### Task goal:
Copy each line of the records that holds the string "this".
━━━━━ Input material ━━━━━
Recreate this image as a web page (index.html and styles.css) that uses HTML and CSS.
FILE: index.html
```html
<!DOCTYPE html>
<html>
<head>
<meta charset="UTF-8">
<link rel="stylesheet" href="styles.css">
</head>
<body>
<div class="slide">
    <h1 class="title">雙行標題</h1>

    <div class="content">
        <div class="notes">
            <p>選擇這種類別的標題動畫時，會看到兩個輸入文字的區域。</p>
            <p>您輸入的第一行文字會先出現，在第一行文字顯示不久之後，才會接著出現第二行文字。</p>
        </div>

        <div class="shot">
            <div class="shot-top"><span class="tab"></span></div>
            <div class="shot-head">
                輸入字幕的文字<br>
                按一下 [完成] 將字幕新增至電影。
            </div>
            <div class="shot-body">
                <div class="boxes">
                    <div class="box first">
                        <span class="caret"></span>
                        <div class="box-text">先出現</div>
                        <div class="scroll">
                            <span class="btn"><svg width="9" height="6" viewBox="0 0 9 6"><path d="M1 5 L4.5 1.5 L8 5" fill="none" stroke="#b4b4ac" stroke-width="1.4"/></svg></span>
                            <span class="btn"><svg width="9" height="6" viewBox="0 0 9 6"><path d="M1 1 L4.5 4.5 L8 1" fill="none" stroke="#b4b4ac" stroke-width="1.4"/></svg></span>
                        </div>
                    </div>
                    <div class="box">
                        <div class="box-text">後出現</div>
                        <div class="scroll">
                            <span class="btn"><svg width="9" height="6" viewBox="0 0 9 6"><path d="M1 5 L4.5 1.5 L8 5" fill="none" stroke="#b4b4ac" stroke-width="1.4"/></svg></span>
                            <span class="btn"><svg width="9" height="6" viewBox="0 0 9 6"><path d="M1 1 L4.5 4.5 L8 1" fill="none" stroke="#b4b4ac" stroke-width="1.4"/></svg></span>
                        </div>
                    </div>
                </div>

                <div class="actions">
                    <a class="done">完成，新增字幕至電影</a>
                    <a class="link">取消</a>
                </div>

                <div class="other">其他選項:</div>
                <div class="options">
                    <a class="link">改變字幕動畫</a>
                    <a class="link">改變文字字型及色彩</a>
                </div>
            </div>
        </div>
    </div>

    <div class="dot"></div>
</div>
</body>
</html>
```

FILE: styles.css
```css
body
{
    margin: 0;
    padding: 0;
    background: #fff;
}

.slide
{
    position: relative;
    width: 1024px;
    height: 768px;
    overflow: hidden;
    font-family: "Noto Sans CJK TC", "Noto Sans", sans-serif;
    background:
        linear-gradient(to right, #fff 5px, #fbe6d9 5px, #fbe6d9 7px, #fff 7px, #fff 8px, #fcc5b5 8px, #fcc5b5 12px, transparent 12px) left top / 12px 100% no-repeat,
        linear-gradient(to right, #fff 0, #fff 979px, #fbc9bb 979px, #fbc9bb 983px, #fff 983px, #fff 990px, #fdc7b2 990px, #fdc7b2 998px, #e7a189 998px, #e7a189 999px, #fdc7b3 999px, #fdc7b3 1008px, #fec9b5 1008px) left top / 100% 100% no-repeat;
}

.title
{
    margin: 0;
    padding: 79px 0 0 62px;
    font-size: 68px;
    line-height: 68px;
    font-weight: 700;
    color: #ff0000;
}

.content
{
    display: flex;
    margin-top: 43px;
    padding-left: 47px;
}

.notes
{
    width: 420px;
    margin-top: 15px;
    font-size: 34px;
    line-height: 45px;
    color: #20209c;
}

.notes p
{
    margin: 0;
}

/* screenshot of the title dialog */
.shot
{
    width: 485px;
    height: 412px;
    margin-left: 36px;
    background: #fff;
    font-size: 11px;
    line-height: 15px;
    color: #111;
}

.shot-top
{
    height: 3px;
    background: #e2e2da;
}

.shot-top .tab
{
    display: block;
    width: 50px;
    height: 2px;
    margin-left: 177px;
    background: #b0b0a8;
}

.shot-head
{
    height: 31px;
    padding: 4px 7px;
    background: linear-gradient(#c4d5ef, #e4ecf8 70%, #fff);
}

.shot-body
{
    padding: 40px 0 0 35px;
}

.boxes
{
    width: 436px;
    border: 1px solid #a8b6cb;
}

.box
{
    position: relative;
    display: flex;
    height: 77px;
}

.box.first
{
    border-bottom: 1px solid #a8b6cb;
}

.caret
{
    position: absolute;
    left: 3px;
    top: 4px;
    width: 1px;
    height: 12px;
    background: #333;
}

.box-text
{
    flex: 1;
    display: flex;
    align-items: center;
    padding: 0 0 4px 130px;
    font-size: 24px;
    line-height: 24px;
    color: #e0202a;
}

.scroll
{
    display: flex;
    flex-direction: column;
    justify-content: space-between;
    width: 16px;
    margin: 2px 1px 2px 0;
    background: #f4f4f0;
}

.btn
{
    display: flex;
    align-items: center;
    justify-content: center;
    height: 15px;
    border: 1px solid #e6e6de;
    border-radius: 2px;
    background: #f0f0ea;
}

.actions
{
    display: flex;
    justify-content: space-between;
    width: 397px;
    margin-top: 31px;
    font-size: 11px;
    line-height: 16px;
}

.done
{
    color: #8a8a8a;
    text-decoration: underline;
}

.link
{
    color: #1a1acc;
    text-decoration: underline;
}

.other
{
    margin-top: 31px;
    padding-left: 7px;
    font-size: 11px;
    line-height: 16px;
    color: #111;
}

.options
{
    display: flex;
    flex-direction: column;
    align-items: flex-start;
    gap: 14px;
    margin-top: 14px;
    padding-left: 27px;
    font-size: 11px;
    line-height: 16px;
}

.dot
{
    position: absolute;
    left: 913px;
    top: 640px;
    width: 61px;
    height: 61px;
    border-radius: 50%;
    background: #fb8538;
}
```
━━━━━
━━━━━ Input material ━━━━━
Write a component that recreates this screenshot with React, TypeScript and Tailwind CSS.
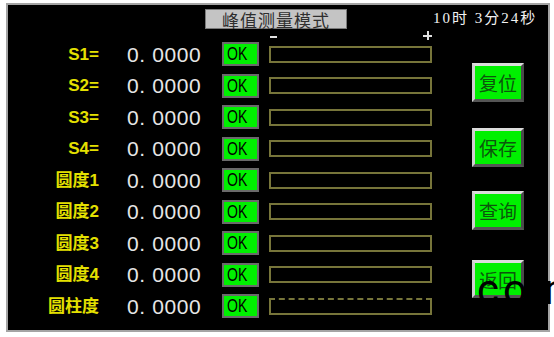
━━━━━
━━━━━ Input material ━━━━━
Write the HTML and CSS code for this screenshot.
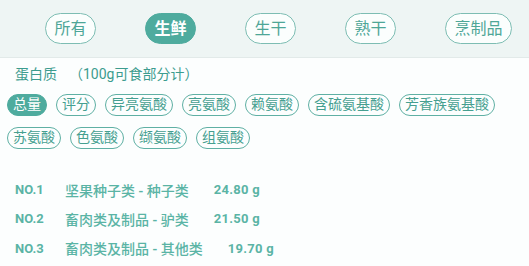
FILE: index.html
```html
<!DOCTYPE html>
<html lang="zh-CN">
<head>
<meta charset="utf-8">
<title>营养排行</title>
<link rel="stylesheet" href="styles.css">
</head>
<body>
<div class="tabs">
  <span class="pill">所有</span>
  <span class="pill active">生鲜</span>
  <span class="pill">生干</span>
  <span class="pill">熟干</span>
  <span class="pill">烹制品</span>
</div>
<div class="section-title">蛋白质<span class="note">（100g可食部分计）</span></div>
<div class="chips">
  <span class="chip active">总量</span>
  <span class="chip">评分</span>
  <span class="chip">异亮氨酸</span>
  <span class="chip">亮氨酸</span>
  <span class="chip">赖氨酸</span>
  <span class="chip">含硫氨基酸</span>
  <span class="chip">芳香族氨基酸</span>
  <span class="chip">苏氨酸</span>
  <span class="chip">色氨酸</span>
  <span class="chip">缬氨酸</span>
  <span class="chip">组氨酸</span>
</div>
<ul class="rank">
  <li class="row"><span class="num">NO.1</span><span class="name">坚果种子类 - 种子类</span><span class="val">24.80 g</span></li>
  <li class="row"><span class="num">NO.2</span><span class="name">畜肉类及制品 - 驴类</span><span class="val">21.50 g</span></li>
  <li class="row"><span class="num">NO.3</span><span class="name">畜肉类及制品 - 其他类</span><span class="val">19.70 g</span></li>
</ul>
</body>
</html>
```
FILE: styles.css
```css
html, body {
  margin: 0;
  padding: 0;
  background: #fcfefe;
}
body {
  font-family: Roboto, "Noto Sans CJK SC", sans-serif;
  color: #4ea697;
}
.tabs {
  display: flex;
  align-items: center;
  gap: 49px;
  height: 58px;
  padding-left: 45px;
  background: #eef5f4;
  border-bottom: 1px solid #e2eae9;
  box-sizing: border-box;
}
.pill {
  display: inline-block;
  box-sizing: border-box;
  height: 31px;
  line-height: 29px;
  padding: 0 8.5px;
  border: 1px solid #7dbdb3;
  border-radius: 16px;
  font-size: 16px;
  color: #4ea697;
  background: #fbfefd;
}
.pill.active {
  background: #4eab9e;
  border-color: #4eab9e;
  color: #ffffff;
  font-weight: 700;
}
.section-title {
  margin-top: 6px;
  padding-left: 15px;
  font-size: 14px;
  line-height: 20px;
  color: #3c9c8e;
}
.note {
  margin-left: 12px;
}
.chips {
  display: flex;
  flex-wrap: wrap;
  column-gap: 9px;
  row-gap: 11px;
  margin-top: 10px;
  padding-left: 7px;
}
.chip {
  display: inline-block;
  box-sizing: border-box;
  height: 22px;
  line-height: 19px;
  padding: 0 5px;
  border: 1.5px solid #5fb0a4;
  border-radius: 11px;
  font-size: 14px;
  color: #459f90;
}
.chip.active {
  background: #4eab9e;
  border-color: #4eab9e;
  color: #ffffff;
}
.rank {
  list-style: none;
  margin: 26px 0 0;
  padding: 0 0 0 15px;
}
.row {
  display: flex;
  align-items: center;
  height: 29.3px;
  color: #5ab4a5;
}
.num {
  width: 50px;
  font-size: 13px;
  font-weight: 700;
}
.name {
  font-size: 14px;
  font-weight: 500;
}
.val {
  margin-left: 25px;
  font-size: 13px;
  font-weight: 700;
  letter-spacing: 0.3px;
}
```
━━━━━
### Response to the task:
Recreate this image as a web page (index.html and styles.css) that uses HTML and CSS.
Write a component that recreates this screenshot with React, TypeScript and Tailwind CSS.
Write the HTML and CSS code for this screenshot.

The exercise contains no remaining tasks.